Dictionary entry details
Sense 1
Meaning:
(of hair) having lost its color
Synonyms:
white; whitened
Context example:
the white hairs of old age
Similar:
colorless; colourless (weak in color; not colorful)
Context examples
Underneath there was an old boat-cloak, whitened with sea-salt on many a harbour-bar.
(Treasure Island, by Robert Louis Stevenson)
It was a very long street of two-story brick houses, neat and prim, with whitened stone steps and little groups of aproned women gossiping at the doors.
(The Memoirs of Sherlock Holmes, by Sir Arthur Conan Doyle)
I never shall forget seeing her fall backward on the hard road, and lie there with her bonnet tumbled off, and her hair all whitened in the dust; nor, when I looked back from a distance, seeing her sitting on the pathway, which was a bank by the roadside, wiping the blood from her face with a corner of her shawl, while he went on ahead.
(David Copperfield, by Charles Dickens)
On the eve of the contest the peasants flocked in from the whole district of the Medoc, and the fields beyond the walls were whitened with the tents of those who could find no warmer lodging.
(The White Company, by Sir Arthur Conan Doyle)

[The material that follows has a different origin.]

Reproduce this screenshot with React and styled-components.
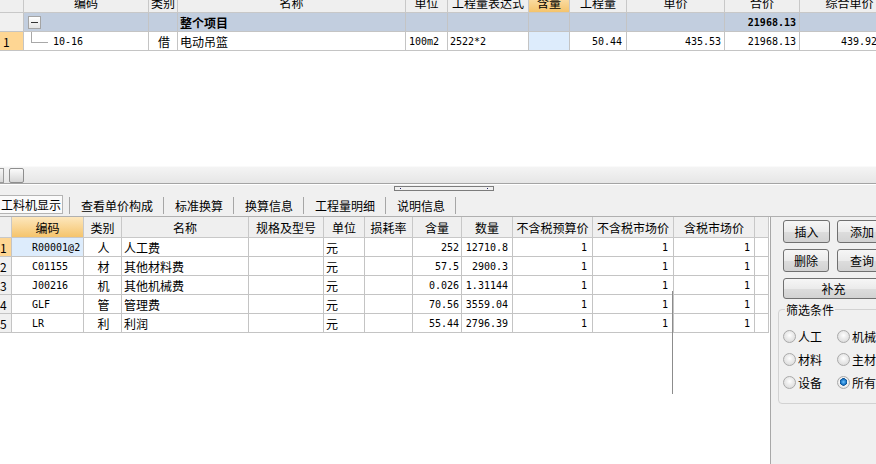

The frozen particles of ice, brushed from the blades of grass by the wind, and borne across my face; the hard clatter of the horse's hoofs, beating a tune upon the ground; the stiff-tilled soil; the snowdrift, lightly eddying in the chalk-pit as the breeze ruffled it; the smoking team with the waggon of old hay, stopping to breathe on the hill-top, and shaking their bells musically; the whitened slopes and sweeps of Down-land lying against the dark sky, as if they were drawn on a huge slate!